If pixel peeping a D850 or even a D800 image at 100% you'll likely think there is no such thing as DoF. It would make more sense to size the image for viewing on a 4K display and judge DoF at a normal viewing distance for that display.

30 microns is probably appropriate for a Leica III F loaded with Kodak Super-XX and certainly not fitted with a Nikkor lens. 

Best

Dave Hartman

[Peter Forsell]

If this does not belong in Camera Talk please move it somewhere else.

I would like to find out what is the CoC looking at the pixel pitch (center to center). I read somewhere that the CoC should cover at least two pixels but being a circle maybe it should be 4 pixels. For D850 the pixel pitch is about 4.3 micrometers.
Could somebody comment on : Is the COC (measured across and diagonally) 8.6 or 12 micrometers. The reason for this is to find the most conservative number for CoC compared to usual 30 micrometers. The attachment has dimensions approximate and 10x larger.

Many, or even most, of these ’CoC’ drawings circling the web are pretty naive. The Airy disks (’CoC’) are not neatly centered on top of a pixel square. Instead we have a continuous spatial distribution of Airy disks. Another question is where one should draw the edge of the ’CoC’, is it the first minimum of the Airy disk, or the second maximum, or where. Probability distributions are not neatly drawn sharp-edged circles. In practice the center of the ’circle’ is never on top of the center of the square (the probability approaches zero).

[pluton]

Many, or even most, of these ’CoC’ drawings circling the web are pretty naive. The Airy disks (’CoC’) are not neatly centered on top of a pixel square. Instead we have a continuous spatial distribution of Airy disks. Another question is where one should draw the edge of the ’CoC’, is it the first minimum of the Airy disk, or the second maximum, or where. Probability distributions are not neatly drawn sharp-edged circles. In practice the center of the ’circle’ is never on top of the center of the square (the probability approaches zero).

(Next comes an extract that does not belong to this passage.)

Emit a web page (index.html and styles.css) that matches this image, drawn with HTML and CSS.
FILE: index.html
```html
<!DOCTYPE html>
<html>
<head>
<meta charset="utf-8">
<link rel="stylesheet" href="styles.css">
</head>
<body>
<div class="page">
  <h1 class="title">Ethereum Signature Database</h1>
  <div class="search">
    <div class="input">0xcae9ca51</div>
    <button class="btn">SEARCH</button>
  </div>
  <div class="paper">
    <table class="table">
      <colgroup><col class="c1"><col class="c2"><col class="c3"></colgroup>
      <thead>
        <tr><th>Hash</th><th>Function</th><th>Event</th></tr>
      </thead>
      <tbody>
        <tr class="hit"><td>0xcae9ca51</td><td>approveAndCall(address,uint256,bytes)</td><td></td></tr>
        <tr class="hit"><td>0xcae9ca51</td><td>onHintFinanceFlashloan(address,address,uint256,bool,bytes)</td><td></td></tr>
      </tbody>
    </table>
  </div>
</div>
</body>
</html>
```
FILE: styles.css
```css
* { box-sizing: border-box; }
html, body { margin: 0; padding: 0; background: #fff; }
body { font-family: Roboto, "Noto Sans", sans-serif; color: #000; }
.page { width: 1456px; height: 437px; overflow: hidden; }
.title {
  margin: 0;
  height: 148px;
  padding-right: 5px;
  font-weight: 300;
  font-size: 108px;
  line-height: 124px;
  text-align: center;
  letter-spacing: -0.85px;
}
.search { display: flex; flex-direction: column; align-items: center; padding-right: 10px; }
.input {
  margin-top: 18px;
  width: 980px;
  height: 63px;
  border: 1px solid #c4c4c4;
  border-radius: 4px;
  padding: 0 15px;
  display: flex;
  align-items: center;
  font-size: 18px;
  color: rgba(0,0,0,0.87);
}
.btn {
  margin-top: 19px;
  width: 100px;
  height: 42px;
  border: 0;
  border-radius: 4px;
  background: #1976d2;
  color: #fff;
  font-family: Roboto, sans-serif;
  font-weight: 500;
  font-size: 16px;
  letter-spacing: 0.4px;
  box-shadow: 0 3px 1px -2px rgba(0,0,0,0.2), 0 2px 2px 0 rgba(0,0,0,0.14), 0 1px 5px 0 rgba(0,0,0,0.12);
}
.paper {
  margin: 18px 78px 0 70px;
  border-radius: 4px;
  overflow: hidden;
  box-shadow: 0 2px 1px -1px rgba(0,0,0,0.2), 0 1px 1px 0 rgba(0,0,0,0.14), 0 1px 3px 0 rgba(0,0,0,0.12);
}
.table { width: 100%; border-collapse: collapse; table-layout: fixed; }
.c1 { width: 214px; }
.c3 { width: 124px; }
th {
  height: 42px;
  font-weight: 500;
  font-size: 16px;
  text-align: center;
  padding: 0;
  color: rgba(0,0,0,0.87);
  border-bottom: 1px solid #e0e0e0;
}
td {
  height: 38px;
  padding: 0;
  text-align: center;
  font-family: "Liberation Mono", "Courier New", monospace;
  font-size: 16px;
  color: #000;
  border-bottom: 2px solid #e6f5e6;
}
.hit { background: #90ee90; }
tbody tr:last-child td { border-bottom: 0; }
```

Excellent points made here, Peter.
 

[basker]

Many, or even most, of these ’CoC’ drawings circling the web are pretty naive. The Airy disks (’CoC’) are not neatly centered on top of a pixel square. Instead we have a continuous spatial distribution of Airy disks. Another question is where one should draw the edge of the ’CoC’, is it the first minimum of the Airy disk, or the second maximum, or where. Probability distributions are not neatly drawn sharp-edged circles. In practice the center of the ’circle’ is never on top of the center of the square (the probability approaches zero).

That makes sense to me.

The following are just my bemused ideas on the subject of this thread. I have stifled them as long as I can. I do not claim I am qualified to teach.

It seems to me that fitting any disk, Airy or otherwise, into a square pixel will produce a square. That square would be either R, G, or B, assuming the surrounding pixels are completely dark.

A disk the size four pixels would still produce a square, but with a mixture of colors. The size of the square would be 2X2 or 3X3 depending on how, precisely, the disk is placed.

This came to my attention when I noticed that a properly focused star is more or less square, and poorly a focused star is a collection of adjacent squares of various sizes and diminished brightness. That is the only real situation I can imagine where Airy disks are not overlapping to an extent that they are rendered into a mathematical abstraction.

BTW, I am completely in awe of the remarkable astrophotography shown here on NG.